DO THIS:
Output the data word for word, dropping every image.

RAW DATA:

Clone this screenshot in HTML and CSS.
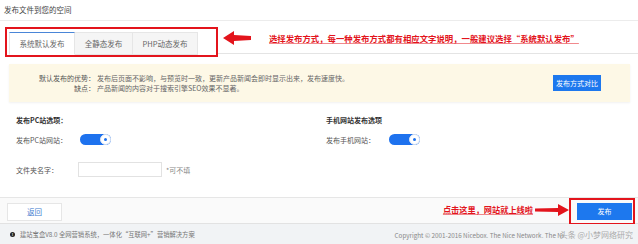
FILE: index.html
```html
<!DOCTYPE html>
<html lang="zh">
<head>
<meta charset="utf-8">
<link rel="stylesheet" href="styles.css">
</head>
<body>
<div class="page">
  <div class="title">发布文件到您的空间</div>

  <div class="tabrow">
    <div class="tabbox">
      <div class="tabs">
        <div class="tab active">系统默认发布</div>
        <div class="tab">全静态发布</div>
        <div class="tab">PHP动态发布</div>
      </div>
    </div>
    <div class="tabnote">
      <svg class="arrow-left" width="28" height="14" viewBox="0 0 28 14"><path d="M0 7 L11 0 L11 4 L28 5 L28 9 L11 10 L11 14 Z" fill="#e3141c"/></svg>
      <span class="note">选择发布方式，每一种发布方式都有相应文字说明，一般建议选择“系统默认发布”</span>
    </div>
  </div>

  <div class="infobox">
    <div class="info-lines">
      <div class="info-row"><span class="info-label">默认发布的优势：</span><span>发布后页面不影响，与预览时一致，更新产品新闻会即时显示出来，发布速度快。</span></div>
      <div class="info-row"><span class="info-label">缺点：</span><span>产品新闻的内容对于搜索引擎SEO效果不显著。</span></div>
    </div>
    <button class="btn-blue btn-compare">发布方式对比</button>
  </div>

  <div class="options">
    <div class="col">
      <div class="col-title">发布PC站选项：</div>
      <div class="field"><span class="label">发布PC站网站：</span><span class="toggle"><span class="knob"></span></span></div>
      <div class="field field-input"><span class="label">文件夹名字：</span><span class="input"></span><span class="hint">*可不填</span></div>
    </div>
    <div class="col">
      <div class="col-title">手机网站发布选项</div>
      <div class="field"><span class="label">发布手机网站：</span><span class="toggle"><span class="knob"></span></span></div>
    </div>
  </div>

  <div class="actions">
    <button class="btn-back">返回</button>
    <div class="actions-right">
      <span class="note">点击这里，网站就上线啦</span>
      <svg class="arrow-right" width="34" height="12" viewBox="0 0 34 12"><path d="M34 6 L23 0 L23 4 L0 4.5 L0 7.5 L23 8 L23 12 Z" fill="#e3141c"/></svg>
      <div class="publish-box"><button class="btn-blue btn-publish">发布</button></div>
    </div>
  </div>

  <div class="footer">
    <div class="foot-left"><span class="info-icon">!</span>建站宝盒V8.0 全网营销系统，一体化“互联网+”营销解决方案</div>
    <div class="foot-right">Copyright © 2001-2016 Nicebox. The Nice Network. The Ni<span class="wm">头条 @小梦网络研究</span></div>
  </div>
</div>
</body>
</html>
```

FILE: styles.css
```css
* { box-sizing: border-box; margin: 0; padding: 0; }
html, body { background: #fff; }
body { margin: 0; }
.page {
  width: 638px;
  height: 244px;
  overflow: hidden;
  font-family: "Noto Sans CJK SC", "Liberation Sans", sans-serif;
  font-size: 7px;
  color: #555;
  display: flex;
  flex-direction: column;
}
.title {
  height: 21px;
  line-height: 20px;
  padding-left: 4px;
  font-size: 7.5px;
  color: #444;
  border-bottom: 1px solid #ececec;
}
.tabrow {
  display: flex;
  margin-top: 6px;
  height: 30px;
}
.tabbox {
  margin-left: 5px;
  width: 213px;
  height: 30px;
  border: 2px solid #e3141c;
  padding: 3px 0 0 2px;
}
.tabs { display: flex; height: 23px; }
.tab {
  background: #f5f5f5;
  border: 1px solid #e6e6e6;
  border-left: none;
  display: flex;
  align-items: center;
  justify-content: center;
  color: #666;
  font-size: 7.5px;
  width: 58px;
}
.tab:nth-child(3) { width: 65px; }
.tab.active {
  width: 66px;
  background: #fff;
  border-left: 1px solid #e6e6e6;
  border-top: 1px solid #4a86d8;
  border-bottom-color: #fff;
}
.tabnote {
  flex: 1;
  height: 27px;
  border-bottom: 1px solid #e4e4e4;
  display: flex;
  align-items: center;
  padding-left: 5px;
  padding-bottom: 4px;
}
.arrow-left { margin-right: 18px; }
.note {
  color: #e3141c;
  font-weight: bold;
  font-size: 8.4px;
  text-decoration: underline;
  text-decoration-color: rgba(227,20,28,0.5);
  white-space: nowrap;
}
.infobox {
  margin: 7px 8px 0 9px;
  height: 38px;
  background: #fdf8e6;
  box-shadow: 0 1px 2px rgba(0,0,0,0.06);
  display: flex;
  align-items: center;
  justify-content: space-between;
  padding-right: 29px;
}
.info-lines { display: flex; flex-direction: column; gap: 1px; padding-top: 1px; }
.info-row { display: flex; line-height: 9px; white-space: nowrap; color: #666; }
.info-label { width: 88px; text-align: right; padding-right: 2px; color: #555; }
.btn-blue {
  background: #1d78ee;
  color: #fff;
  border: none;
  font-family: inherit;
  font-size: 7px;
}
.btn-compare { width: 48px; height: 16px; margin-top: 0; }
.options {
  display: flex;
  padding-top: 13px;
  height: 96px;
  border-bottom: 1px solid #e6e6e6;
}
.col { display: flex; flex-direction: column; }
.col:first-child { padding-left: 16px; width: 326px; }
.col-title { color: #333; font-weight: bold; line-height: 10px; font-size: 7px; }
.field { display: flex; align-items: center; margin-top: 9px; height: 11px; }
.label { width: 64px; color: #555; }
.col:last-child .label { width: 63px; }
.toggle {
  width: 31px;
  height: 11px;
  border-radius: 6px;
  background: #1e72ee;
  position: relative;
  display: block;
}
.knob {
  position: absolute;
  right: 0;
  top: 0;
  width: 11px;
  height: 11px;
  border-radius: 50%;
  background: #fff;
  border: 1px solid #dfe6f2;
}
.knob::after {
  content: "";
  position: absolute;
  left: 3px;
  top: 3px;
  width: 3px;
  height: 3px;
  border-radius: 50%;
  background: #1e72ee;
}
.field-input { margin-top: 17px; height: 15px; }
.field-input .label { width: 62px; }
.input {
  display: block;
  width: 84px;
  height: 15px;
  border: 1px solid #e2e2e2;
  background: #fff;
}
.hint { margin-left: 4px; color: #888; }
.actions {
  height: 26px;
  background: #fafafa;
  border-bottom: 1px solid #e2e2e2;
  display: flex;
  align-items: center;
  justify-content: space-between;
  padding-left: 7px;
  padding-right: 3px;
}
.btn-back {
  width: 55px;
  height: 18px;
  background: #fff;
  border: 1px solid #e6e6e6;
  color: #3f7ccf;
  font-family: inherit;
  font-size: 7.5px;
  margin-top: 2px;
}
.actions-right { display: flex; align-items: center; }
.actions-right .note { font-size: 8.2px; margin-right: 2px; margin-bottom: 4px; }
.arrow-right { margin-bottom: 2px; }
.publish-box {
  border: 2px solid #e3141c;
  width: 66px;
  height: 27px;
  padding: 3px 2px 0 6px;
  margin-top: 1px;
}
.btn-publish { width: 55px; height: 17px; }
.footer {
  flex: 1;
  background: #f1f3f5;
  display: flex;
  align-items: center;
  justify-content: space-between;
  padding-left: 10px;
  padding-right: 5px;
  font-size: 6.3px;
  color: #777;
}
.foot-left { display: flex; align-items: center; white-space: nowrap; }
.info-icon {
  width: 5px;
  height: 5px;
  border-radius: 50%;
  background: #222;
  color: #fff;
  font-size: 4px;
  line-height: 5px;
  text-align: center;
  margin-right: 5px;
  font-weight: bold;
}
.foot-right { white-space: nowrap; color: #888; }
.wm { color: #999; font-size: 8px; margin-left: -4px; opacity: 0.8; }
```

SOLUTION BELOW:
Clone this screenshot in HTML and CSS.
FILE: index.html
```html
<!DOCTYPE html>
<html lang="zh">
<head>
<meta charset="utf-8">
<link rel="stylesheet" href="styles.css">
</head>
<body>
<div class="page">
  <div class="title">发布文件到您的空间</div>

  <div class="tabrow">
    <div class="tabbox">
      <div class="tabs">
        <div class="tab active">系统默认发布</div>
        <div class="tab">全静态发布</div>
        <div class="tab">PHP动态发布</div>
      </div>
    </div>
    <div class="tabnote">
      <svg class="arrow-left" width="28" height="14" viewBox="0 0 28 14"><path d="M0 7 L11 0 L11 4 L28 5 L28 9 L11 10 L11 14 Z" fill="#e3141c"/></svg>
      <span class="note">选择发布方式，每一种发布方式都有相应文字说明，一般建议选择“系统默认发布”</span>
    </div>
  </div>

  <div class="infobox">
    <div class="info-lines">
      <div class="info-row"><span class="info-label">默认发布的优势：</span><span>发布后页面不影响，与预览时一致，更新产品新闻会即时显示出来，发布速度快。</span></div>
      <div class="info-row"><span class="info-label">缺点：</span><span>产品新闻的内容对于搜索引擎SEO效果不显著。</span></div>
    </div>
    <button class="btn-blue btn-compare">发布方式对比</button>
  </div>

  <div class="options">
    <div class="col">
      <div class="col-title">发布PC站选项：</div>
      <div class="field"><span class="label">发布PC站网站：</span><span class="toggle"><span class="knob"></span></span></div>
      <div class="field field-input"><span class="label">文件夹名字：</span><span class="input"></span><span class="hint">*可不填</span></div>
    </div>
    <div class="col">
      <div class="col-title">手机网站发布选项</div>
      <div class="field"><span class="label">发布手机网站：</span><span class="toggle"><span class="knob"></span></span></div>
    </div>
  </div>

  <div class="actions">
    <button class="btn-back">返回</button>
    <div class="actions-right">
      <span class="note">点击这里，网站就上线啦</span>
      <svg class="arrow-right" width="34" height="12" viewBox="0 0 34 12"><path d="M34 6 L23 0 L23 4 L0 4.5 L0 7.5 L23 8 L23 12 Z" fill="#e3141c"/></svg>
      <div class="publish-box"><button class="btn-blue btn-publish">发布</button></div>
    </div>
  </div>

  <div class="footer">
    <div class="foot-left"><span class="info-icon">!</span>建站宝盒V8.0 全网营销系统，一体化“互联网+”营销解决方案</div>
    <div class="foot-right">Copyright © 2001-2016 Nicebox. The Nice Network. The Ni<span class="wm">头条 @小梦网络研究</span></div>
  </div>
</div>
</body>
</html>
```

FILE: styles.css
```css
* { box-sizing: border-box; margin: 0; padding: 0; }
html, body { background: #fff; }
body { margin: 0; }
.page {
  width: 638px;
  height: 244px;
  overflow: hidden;
  font-family: "Noto Sans CJK SC", "Liberation Sans", sans-serif;
  font-size: 7px;
  color: #555;
  display: flex;
  flex-direction: column;
}
.title {
  height: 21px;
  line-height: 20px;
  padding-left: 4px;
  font-size: 7.5px;
  color: #444;
  border-bottom: 1px solid #ececec;
}
.tabrow {
  display: flex;
  margin-top: 6px;
  height: 30px;
}
.tabbox {
  margin-left: 5px;
  width: 213px;
  height: 30px;
  border: 2px solid #e3141c;
  padding: 3px 0 0 2px;
}
.tabs { display: flex; height: 23px; }
.tab {
  background: #f5f5f5;
  border: 1px solid #e6e6e6;
  border-left: none;
  display: flex;
  align-items: center;
  justify-content: center;
  color: #666;
  font-size: 7.5px;
  width: 58px;
}
.tab:nth-child(3) { width: 65px; }
.tab.active {
  width: 66px;
  background: #fff;
  border-left: 1px solid #e6e6e6;
  border-top: 1px solid #4a86d8;
  border-bottom-color: #fff;
}
.tabnote {
  flex: 1;
  height: 27px;
  border-bottom: 1px solid #e4e4e4;
  display: flex;
  align-items: center;
  padding-left: 5px;
  padding-bottom: 4px;
}
.arrow-left { margin-right: 18px; }
.note {
  color: #e3141c;
  font-weight: bold;
  font-size: 8.4px;
  text-decoration: underline;
  text-decoration-color: rgba(227,20,28,0.5);
  white-space: nowrap;
}
.infobox {
  margin: 7px 8px 0 9px;
  height: 38px;
  background: #fdf8e6;
  box-shadow: 0 1px 2px rgba(0,0,0,0.06);
  display: flex;
  align-items: center;
  justify-content: space-between;
  padding-right: 29px;
}
.info-lines { display: flex; flex-direction: column; gap: 1px; padding-top: 1px; }
.info-row { display: flex; line-height: 9px; white-space: nowrap; color: #666; }
.info-label { width: 88px; text-align: right; padding-right: 2px; color: #555; }
.btn-blue {
  background: #1d78ee;
  color: #fff;
  border: none;
  font-family: inherit;
  font-size: 7px;
}
.btn-compare { width: 48px; height: 16px; margin-top: 0; }
.options {
  display: flex;
  padding-top: 13px;
  height: 96px;
  border-bottom: 1px solid #e6e6e6;
}
.col { display: flex; flex-direction: column; }
.col:first-child { padding-left: 16px; width: 326px; }
.col-title { color: #333; font-weight: bold; line-height: 10px; font-size: 7px; }
.field { display: flex; align-items: center; margin-top: 9px; height: 11px; }
.label { width: 64px; color: #555; }
.col:last-child .label { width: 63px; }
.toggle {
  width: 31px;
  height: 11px;
  border-radius: 6px;
  background: #1e72ee;
  position: relative;
  display: block;
}
.knob {
  position: absolute;
  right: 0;
  top: 0;
  width: 11px;
  height: 11px;
  border-radius: 50%;
  background: #fff;
  border: 1px solid #dfe6f2;
}
.knob::after {
  content: "";
  position: absolute;
  left: 3px;
  top: 3px;
  width: 3px;
  height: 3px;
  border-radius: 50%;
  background: #1e72ee;
}
.field-input { margin-top: 17px; height: 15px; }
.field-input .label { width: 62px; }
.input {
  display: block;
  width: 84px;
  height: 15px;
  border: 1px solid #e2e2e2;
  background: #fff;
}
.hint { margin-left: 4px; color: #888; }
.actions {
  height: 26px;
  background: #fafafa;
  border-bottom: 1px solid #e2e2e2;
  display: flex;
  align-items: center;
  justify-content: space-between;
  padding-left: 7px;
  padding-right: 3px;
}
.btn-back {
  width: 55px;
  height: 18px;
  background: #fff;
  border: 1px solid #e6e6e6;
  color: #3f7ccf;
  font-family: inherit;
  font-size: 7.5px;
  margin-top: 2px;
}
.actions-right { display: flex; align-items: center; }
.actions-right .note { font-size: 8.2px; margin-right: 2px; margin-bottom: 4px; }
.arrow-right { margin-bottom: 2px; }
.publish-box {
  border: 2px solid #e3141c;
  width: 66px;
  height: 27px;
  padding: 3px 2px 0 6px;
  margin-top: 1px;
}
.btn-publish { width: 55px; height: 17px; }
.footer {
  flex: 1;
  background: #f1f3f5;
  display: flex;
  align-items: center;
  justify-content: space-between;
  padding-left: 10px;
  padding-right: 5px;
  font-size: 6.3px;
  color: #777;
}
.foot-left { display: flex; align-items: center; white-space: nowrap; }
.info-icon {
  width: 5px;
  height: 5px;
  border-radius: 50%;
  background: #222;
  color: #fff;
  font-size: 4px;
  line-height: 5px;
  text-align: center;
  margin-right: 5px;
  font-weight: bold;
}
.foot-right { white-space: nowrap; color: #888; }
.wm { color: #999; font-size: 8px; margin-left: -4px; opacity: 0.8; }
```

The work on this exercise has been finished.